Cuenta Carmen María Machado en el prólogo de En la casa de los sueños que la palabra “archivo” procede del griego arkheion: “la casa del vencedor”. La etimología es tan reveladora que parece inventada. Y de hecho es un poco inventada: al parecer habría sido más preciso traducirla como “la casa de los magistrados”. No importa.

Es una de esas metáforas que merecen ser ciertas. Predican una verdad lúcida: que el acto de recolectar y transmitir el pasado es un gesto político, y no hay nada más político que usar el mayor archivo de todos: el lenguaje.

Es inevitable hacer reflexiones como esta en nuestro tiempo, en una época de crisis en que las batallas que todavía no se libran con las armas ya se están librando con las palabras. Asistimos día a día a una degradación del lenguaje que recuerda a las transformaciones vividas por el alemán durante el nazismo: esa “lengua del III Reich”, tal y como la denominó Victor Klemperer, que se plagó de eufemismos para esconder sus crímenes.

En los últimos años, parece haberse cernido una sombra de incertidumbre sobre las palabras y nuestra capacidad para hacerlas corresponder con los hechos. Por culpa del manoseo de términos como posverdad o verdad alternativa, el propio concepto de verdad ha entrado en crisis.

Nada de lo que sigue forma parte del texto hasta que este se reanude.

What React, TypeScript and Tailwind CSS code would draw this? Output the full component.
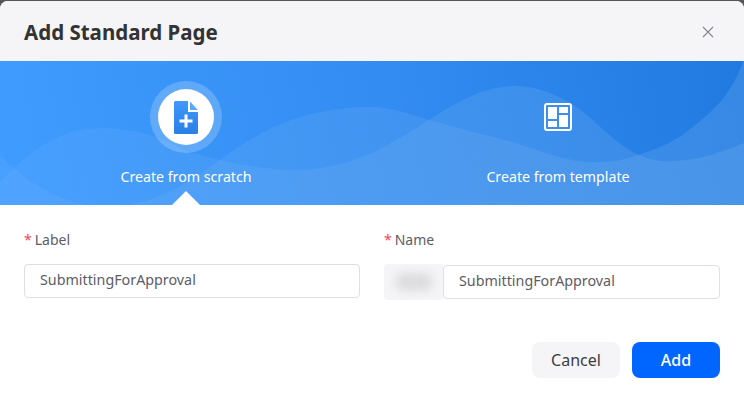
import React from "react";

const font = { fontFamily: '"Noto Sans", "Open Sans", sans-serif' };

function Waves() {
  return (
    <svg className="absolute inset-0" width="744" height="144" viewBox="0 0 744 144" fill="none">
      <defs>
        <linearGradient id="bg" x1="0" y1="144" x2="744" y2="0" gradientUnits="userSpaceOnUse">
          <stop offset="0" stopColor="#409cff" />
          <stop offset="0.5" stopColor="#338df2" />
          <stop offset="1" stopColor="#217ae0" />
        </linearGradient>
        <linearGradient id="wave" x1="0" y1="0" x2="744" y2="0" gradientUnits="userSpaceOnUse">
          <stop offset="0" stopColor="#8fc3fa" stopOpacity="0.1" />
          <stop offset="0.45" stopColor="#7ab4f0" stopOpacity="0.2" />
          <stop offset="1" stopColor="#7ab4f0" stopOpacity="0.25" />
        </linearGradient>
      </defs>
      <rect width="744" height="144" fill="url(#bg)" />
      <path
        d="M0 121C30 90 60 67 100 67C140 67 170 80 183 89C220 100 260 110 300 109C325 108 350 102 372 92C400 78 415 68 429 59C465 35 490 25 515 25C540 25 570 38 589 56C610 75 625 88 639 94C650 99 660 101 675 100C700 99 725 90 744 82V144H0Z"
        fill="url(#wave)"
      />
      <path
        d="M0 94C35 130 75 147 110 146C150 145 185 125 220 99C265 65 310 46 372 46C390 46 410 53 429 59C455 66 480 73 505 79C530 86 560 99 585 101C605 102 622 100 639 94C660 87 675 80 689 69C702 59 712 50 722 39C732 27 738 14 744 -1V146H0Z"
        fill="url(#wave)"
      />
    </svg>
  );
}

function FileIcon() {
  return (
    <svg width="24" height="33" viewBox="0 0 24 33" fill="none">
      <defs>
        <linearGradient id="fg" x1="12" y1="0" x2="12" y2="33" gradientUnits="userSpaceOnUse">
          <stop offset="0" stopColor="#3f98fb" />
          <stop offset="1" stopColor="#2a7fe6" />
        </linearGradient>
      </defs>
      <path d="M1.5 0H14V11H24V31.5A1.5 1.5 0 0 1 22.5 33H1.5A1.5 1.5 0 0 1 0 31.5V1.5A1.5 1.5 0 0 1 1.5 0Z" fill="url(#fg)" />
      <path d="M16 0.5L23.8 9H16Z" fill="#5aa7fb" />
      <path d="M10.5 13.5h3v5h5v3h-5v5h-3v-5h-5v-3h5Z" fill="#fff" />
    </svg>
  );
}

function TemplateIcon() {
  return (
    <svg width="28" height="28" viewBox="0 0 28 28" fill="none">
      <rect x="1" y="1" width="26" height="26" rx="2" stroke="#fff" strokeWidth="2" />
      <rect x="4" y="4" width="9" height="12" fill="#fff" />
      <rect x="15" y="4" width="9" height="6" fill="#fff" />
      <rect x="4" y="18" width="9" height="6" fill="#fff" />
      <rect x="15" y="12" width="9" height="12" fill="#fff" />
    </svg>
  );
}

function Field({ label, children }: { label: string; children: React.ReactNode }) {
  return (
    <div className="flex w-[336px] flex-col">
      <div className="flex h-[20px] items-center text-[14px] text-[#5c5c66]">
        <span className="mr-[3px] text-[#f5475b]">*</span>
        {label}
      </div>
      <div className="mt-[15px]">{children}</div>
    </div>
  );
}

export default function App() {
  return (
    <div className="h-[410px] w-[744px] overflow-hidden bg-[#565656] pt-px" style={font}>
      <div className="h-[409px] overflow-hidden rounded-t-[8px] bg-white">
        <header className="flex h-[60px] items-center justify-between bg-[#f5f5f7] pl-6 pr-[30px]">
          <h1 className="pt-px text-[20.5px] font-bold leading-[30px] text-[#333333]">Add Standard Page</h1>
          <svg width="12" height="12" viewBox="0 0 12 12" fill="none" className="mt-px">
            <path d="M1 1L11 11M11 1L1 11" stroke="#85858f" strokeWidth="1.1" />
          </svg>
        </header>

        <section className="relative h-[144px]">
          <Waves />
          <div className="relative grid h-full grid-cols-2">
            <div className="relative flex flex-col items-center pt-[20px]">
              <div className="flex size-[72px] items-center justify-center rounded-full bg-white/20">
                <div className="flex size-[56px] items-center justify-center rounded-full bg-white">
                  <FileIcon />
                </div>
              </div>
              <div className="mt-[13px] text-[14.2px] text-white">Create from scratch</div>
              <div className="absolute bottom-0 left-1/2 size-0 -translate-x-1/2 border-x-[14px] border-b-[14px] border-x-transparent border-b-white" />
            </div>
            <div className="flex flex-col items-center pt-[20px]">
              <div className="flex size-[72px] items-center justify-center">
                <TemplateIcon />
              </div>
              <div className="mt-[13px] text-[14.2px] text-white">Create from template</div>
            </div>
          </div>
        </section>

        <section className="flex justify-between px-6 pt-6">
          <Field label="Label">
            <div className="flex h-[34px] items-center rounded-[4px] border border-[#dedee6] bg-white pb-[2px] pl-[15px] text-[14.3px] text-[#5c5c66]">
              SubmittingForApproval
            </div>
          </Field>
          <Field label="Name">
            <div className="flex h-[36px] items-center">
              <div className="flex h-[36px] w-[59px] items-center justify-center overflow-hidden rounded-l-[4px] bg-[#f5f5f7]">
                <div className="h-[18px] w-[36px] rounded-[6px] bg-[#dcdcde] blur-[5px]" />
              </div>
              <div className="flex h-[34px] flex-1 items-center rounded-[4px] border border-[#dedee6] bg-white pb-[2px] pl-[15px] text-[14.3px] text-[#5c5c66]">
                SubmittingForApproval
              </div>
            </div>
          </Field>
        </section>

        <footer className="mt-[42px] flex justify-end gap-3 px-6">
          <button className="h-[36px] w-[88px] rounded-[8px] bg-[#f5f5f7] pb-px text-[16px] text-[#3d3d45]">Cancel</button>
          <button className="h-[36px] w-[88px] rounded-[8px] bg-[#0066ff] pb-px text-[16px] font-medium text-white">Add</button>
        </footer>
      </div>
    </div>
  );
}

Nuestra fe en la realidad se ha erosionado hasta tal punto que Netanyahu puede atreverse a decir desde la tribuna de la ONU que no hay hambre en Gaza, mientras los ciudadanos de a pie tenemos que discutir cuántos miles de civiles asesinados bastan para hablar de genocidio.

Asistimos día a día a una degradación del lenguaje que recuerda a las transformaciones vividas por el alemán durante el nazismo

Las deportaciones masivas no son deportaciones sino “relocalizaciones temporales”, los llamamientos a cumplir los derechos humanos son “propaganda antisemita” y el plan de destrucción de Gaza ha pasado a llamarse “plan de reconstrucción”.

Igualmente, palabras que hasta hace poco eran peyorativas o trasnochadas han adquirido un nuevo esplendor, sobre todo en boca de los populismos de extrema derecha.

Mientras escribo estas líneas, Abascal se refiere a Charlie Kirk como un “mártir de la libertad”. Mártir: precisamente la palabra que usan con orgullo los terroristas islámicos que tanto inquietan a Vox. Qué decir de Donald Trump, que ha predicado la necesidad de “devolver a Dios a Estados Unidos”, en una retórica no muy distinta a la de sus enemigos de Irán o Afganistán.

A este empobrecimiento del lenguaje podemos llegar también por razones éticamente honorables. Así, ciertos sectores progresistas han consagrado sus esfuerzos no tanto a describir el mundo como es, con sus desafíos e imperfecciones, sino tal y como a su juicio debería ser.

Hablo del lenguaje de la corrección política, sobrado de buenas intenciones pero estéril en sus fines, pues aunque se postula como una tribuna que da voz a todo el mundo, de hecho es un discurso idealizado y jerárquico, donde la contradicción con la realidad es silenciada y la disidencia perseguida. De nuevo se prefiere sacrificar la noción de verdad antes que ver debilitada nuestra teoría.

Quizás esta crisis del lenguaje sea el efecto de pensar en él tal y como Machado sugiere: como un patrimonio del vencedor. Un espacio en disputa donde cualquier concesión al rival es una batalla perdida.

Y tal vez lo mejor que podemos esperar de las palabras sea precisamente lo contrario: que nos alejen lo más posible de la idea de victoria o de derrota. Que vuelvan a convertirse en un espacio de encuentro, de diálogo, si es necesario incluso de discusión furiosa, pero donde la voluntad de convivir y de entendernos sea más poderosa que la voluntad de tener razón.